In modern day Britain we deny the existence of ghosts, yet at the same time we are afraid of them. Ghosts take many forms, from shackled skeletons clanking through graveyards to spectral balls of light smelling of sulphur, which have been reported on sites of ancient battlefields . There are legless ghosts, kind ghosts, cruel ghosts, headless ghosts, traditional and legendary ones, some well documented and some seen only by a privileged few.
Royal ghosts are very popular – who for example wouldn’t be proud to tell their friends that they had just met Queen Anne Boleyn face to face! On May 19th, the anniversary of her execution in 1536, Anne Boleyn’s ghost draws up to the door of Blickling Hall in Norfolk in a coach, carrying her severed head in her lap. Blickling Hall is believed to be her birthplace although there is no evidence to support this. She also appears at the Tower of London (which is where one would expect her to be) at the Chapel of St. Peter ad Vincula where she was buried.
Henry VIII’s Queens seem to be the restless type of ghost. Jane Seymour, the mother of his only son Edward, carries a lighted taper through the Silver Stick Gallery in Hampton Court…. Catherine Howard, who was beheaded for adultery in 1542, has been seen and heard, screaming for mercy from Henry, in the Haunted Gallery of Hampton Court.
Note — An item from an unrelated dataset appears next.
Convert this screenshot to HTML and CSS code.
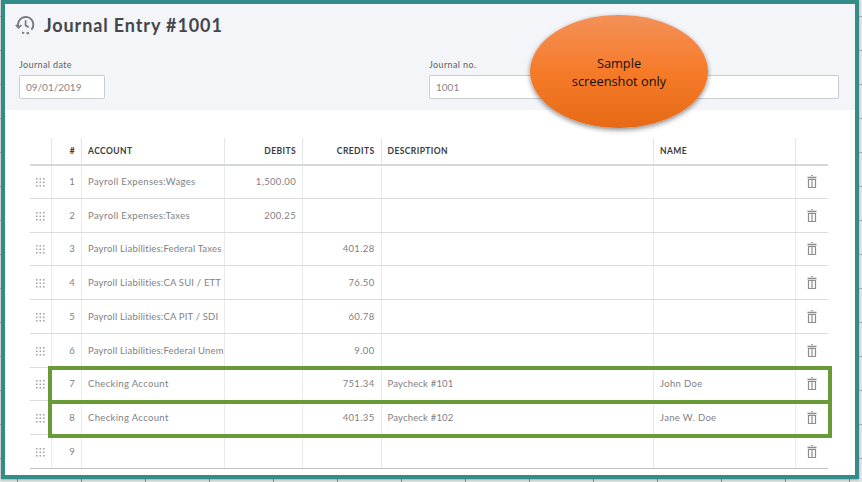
FILE: index.html
```html
<!DOCTYPE html>
<html lang="en">
<head>
<meta charset="utf-8">
<title>Journal Entry #1001</title>
<link rel="stylesheet" href="styles.css">
</head>
<body>
<svg class="defs" width="0" height="0" aria-hidden="true">
  <symbol id="grip" viewBox="0 0 9 9"><g fill="#a6a8ac"><rect x="0" y="0" width="1.6" height="1.6"/><rect x="3.5" y="0" width="1.6" height="1.6"/><rect x="7" y="0" width="1.6" height="1.6"/><rect x="0" y="3.5" width="1.6" height="1.6"/><rect x="3.5" y="3.5" width="1.6" height="1.6"/><rect x="7" y="3.5" width="1.6" height="1.6"/><rect x="0" y="7" width="1.6" height="1.6"/><rect x="3.5" y="7" width="1.6" height="1.6"/><rect x="7" y="7" width="1.6" height="1.6"/></g></symbol>
  <symbol id="trash" viewBox="0 0 10 13"><path d="M4 .5h2" fill="none" stroke="#a4a6aa" stroke-width="1"/><path d="M.5 2.5h9" fill="none" stroke="#8b8d91" stroke-width="1.6"/><path d="M1.5 4.5h7v8h-7zM5 4.5v8" fill="none" stroke="#8b8d91" stroke-width="1.2"/></symbol>
</svg>
<main class="frame">
  <header class="head">
    <div class="title-row">
      <svg class="hist" viewBox="0 0 20 20" width="20" height="20" aria-hidden="true">
        <path d="M3.4 11.8A7.6 7.6 0 1 1 16.4 14.6" fill="none" stroke="#76777c" stroke-width="1.9"/>
        <path d="M10.6 5.2v5.2l3.2 1.8" fill="none" stroke="#76777c" stroke-width="1.7"/>
        <path d="M.8 10l2.8 2.8L6.4 10M7 17.4l2.2.8M11.6 18.6l2.4-1" fill="none" stroke="#76777c" stroke-width="1.7"/>
      </svg>
      <h1 class="title">Journal Entry #1001</h1>
    </div>
    <div class="fields">
      <div class="field field-date">
        <label class="label">Journal date</label>
        <div class="input">09/01/2019</div>
      </div>
      <div class="field field-no">
        <label class="label">Journal no.</label>
        <div class="input">1001</div>
      </div>
    </div>
  </header>
  <section class="body">
    <table class="grid">
      <colgroup>
        <col class="c-grip"><col class="c-num"><col class="c-acct"><col class="c-deb"><col class="c-cred"><col class="c-desc"><col class="c-name"><col class="c-del">
      </colgroup>
      <thead>
        <tr><th></th><th class="r">#</th><th>ACCOUNT</th><th class="r">DEBITS</th><th class="r">CREDITS</th><th>DESCRIPTION</th><th>NAME</th><th></th></tr>
      </thead>
      <tbody>
        <tr><td class="g"><svg class="grip"><use href="#grip"/></svg></td><td class="r">1</td><td class="acct">Payroll Expenses:Wages</td><td class="r">1,500.00</td><td class="r"></td><td></td><td></td><td class="g"><svg class="trash"><use href="#trash"/></svg></td></tr>
        <tr><td class="g"><svg class="grip"><use href="#grip"/></svg></td><td class="r">2</td><td class="acct">Payroll Expenses:Taxes</td><td class="r">200.25</td><td class="r"></td><td></td><td></td><td class="g"><svg class="trash"><use href="#trash"/></svg></td></tr>
        <tr><td class="g"><svg class="grip"><use href="#grip"/></svg></td><td class="r">3</td><td class="acct tight">Payroll Liabilities:Federal Taxes</td><td class="r"></td><td class="r">401.28</td><td></td><td></td><td class="g"><svg class="trash"><use href="#trash"/></svg></td></tr>
        <tr><td class="g"><svg class="grip"><use href="#grip"/></svg></td><td class="r">4</td><td class="acct tight">Payroll Liabilities:CA SUI / ETT</td><td class="r"></td><td class="r">76.50</td><td></td><td></td><td class="g"><svg class="trash"><use href="#trash"/></svg></td></tr>
        <tr><td class="g"><svg class="grip"><use href="#grip"/></svg></td><td class="r">5</td><td class="acct tight">Payroll Liabilities:CA PIT / SDI</td><td class="r"></td><td class="r">60.78</td><td></td><td></td><td class="g"><svg class="trash"><use href="#trash"/></svg></td></tr>
        <tr><td class="g"><svg class="grip"><use href="#grip"/></svg></td><td class="r">6</td><td class="acct tight">Payroll Liabilities:Federal Unem</td><td class="r"></td><td class="r">9.00</td><td></td><td></td><td class="g"><svg class="trash"><use href="#trash"/></svg></td></tr>
        <tr><td class="g"><svg class="grip"><use href="#grip"/></svg></td><td class="r">7</td><td class="acct">Checking Account</td><td class="r"></td><td class="r">751.34</td><td class="tight">Paycheck #101</td><td>John Doe</td><td class="g"><svg class="trash"><use href="#trash"/></svg></td></tr>
        <tr><td class="g"><svg class="grip"><use href="#grip"/></svg></td><td class="r">8</td><td class="acct">Checking Account</td><td class="r"></td><td class="r">401.35</td><td class="tight">Paycheck #102</td><td>Jane W. Doe</td><td class="g"><svg class="trash"><use href="#trash"/></svg></td></tr>
        <tr><td class="g"><svg class="grip"><use href="#grip"/></svg></td><td class="r">9</td><td class="acct"></td><td class="r"></td><td class="r"></td><td></td><td></td><td class="g"><svg class="trash"><use href="#trash"/></svg></td></tr>
      </tbody>
    </table>
  </section>
  <div class="hl hl-a"></div>
  <div class="hl hl-b"></div>
  <div class="bubble"><span>Sample<br>screenshot only</span></div>
</main>
</body>
</html>
```
FILE: styles.css
```css
* { box-sizing: border-box; }
html, body { margin: 0; height: 100%; }
body {
  width: 862px;
  height: 482px;
  overflow: hidden;
  background-color: #e2e3e4;
  background-image:
    repeating-linear-gradient(90deg, transparent 0 17px, #8f9192 17px 18px, transparent 18px 64px),
    repeating-linear-gradient(180deg, transparent 0 16px, #a9abac 16px 17px, transparent 17px 34px);
  font-family: "Lato", "Liberation Sans", sans-serif;
}
.defs { position: absolute; }
.frame {
  position: relative;
  width: 858px;
  height: 479px;
  margin-left: 1px;
  border: 4px solid #328c88;
  background: #fff;
  box-shadow: 0 1px 2px rgba(0,0,0,.25);
}
.head {
  height: 106px;
  background: #f3f5f9;
  padding: 10px 16px 0 14px;
}
.title-row { display: flex; align-items: center; gap: 9px; height: 22px; }
.hist { flex: none; margin-left: -4px; }
.title {
  margin: 0;
  font-size: 18px;
  line-height: 22px;
  font-weight: 700;
  color: #45464a;
  letter-spacing: .88px;
}
.fields { display: flex; margin-top: 23px; }
.field-date { width: 410px; }
.field-no { flex: 1; }
.label { display: block; font-size: 9px; line-height: 11px; color: #606165; letter-spacing: .38px; }
.input {
  margin-top: 5px;
  height: 24px;
  border: 1px solid #c9ccd3;
  border-radius: 2px;
  background: #fff;
  font-size: 10px;
  line-height: 22px;
  padding-left: 6px;
  color: #85868a;
}
.field-date .input { width: 86px; }
.body { padding: 28px 0 0 25px; }
.grid {
  width: 798px;
  table-layout: fixed;
  border-collapse: collapse;
  font-size: 9.5px;
  color: #808185;
}
.c-grip { width: 21.5px; } .c-num { width: 30px; } .c-acct { width: 142.5px; }
.c-deb { width: 78.5px; } .c-cred { width: 78.5px; } .c-desc { width: 272.5px; }
.c-name { width: 142px; } .c-del { width: 32.5px; }
th {
  height: 26.5px;
  padding: 0 6px;
  text-align: left;
  font-size: 8.5px;
  font-weight: 700;
  color: #393a3d;
  letter-spacing: .42px;
  border-left: 1px solid #e3e5e8;
  border-bottom: 2px solid #d4d7dd;
}
th:first-child, td:first-child { border-left: 0; }
td {
  height: 33.75px;
  padding: 0 6px;
  border-left: 1px solid #e9eaec;
  border-bottom: 1px solid #dadce0;
  letter-spacing: .34px;
  white-space: nowrap;
}
tbody tr:last-child td { border-bottom-color: #bfc1c4; }
.r { text-align: right; }
.g { text-align: center; padding: 0; }
.acct { padding-right: 0; overflow: hidden; }
td.tight { letter-spacing: .18px; }
.grip { width: 9px; height: 9px; display: inline-block; vertical-align: middle; }
.trash { width: 10px; height: 13px; display: inline-block; vertical-align: middle; }
.hl {
  position: absolute;
  left: 43px;
  width: 784px;
  height: 38px;
  border: 4px solid #689b37;
  pointer-events: none;
}
.hl-a { top: 362px; }
.hl-b { top: 396px; }
.bubble {
  position: absolute;
  left: 525px;
  top: 11px;
  width: 178px;
  height: 113px;
  border-radius: 50%;
  background: linear-gradient(180deg, #f39058 0%, #f67b29 50%, #e66a15 100%);
  box-shadow: 0 2px 5px rgba(0,0,0,.45);
  display: flex;
  align-items: center;
  justify-content: center;
  text-align: center;
  font-family: "Open Sans", "Liberation Sans", sans-serif;
  font-size: 12.8px;
  line-height: 18px;
  color: #111;
}
```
On Midsummer Eve , King Arthur is supposed to lead a troop of mounted knights down the slopes of Cadbury Hill in Somerset , the legendary site of Camelot .
Some ghosts stubbornly cling to their mortal remains on earth. Bettiscombe House in Dorset and Burton Agnes Hall in Yorkshire have skulls of former occupants amongst their furnishings. If the skulls are removed, or an attempt is made to bury them, their hideous screams ring through the house and dire misfortune falls on the occupants.
A very welcome ghost is that of an unknown man who appears at the Theatre Royal, Drury Lane, London . His appearance at a play is a sure sign that the play will be a huge success.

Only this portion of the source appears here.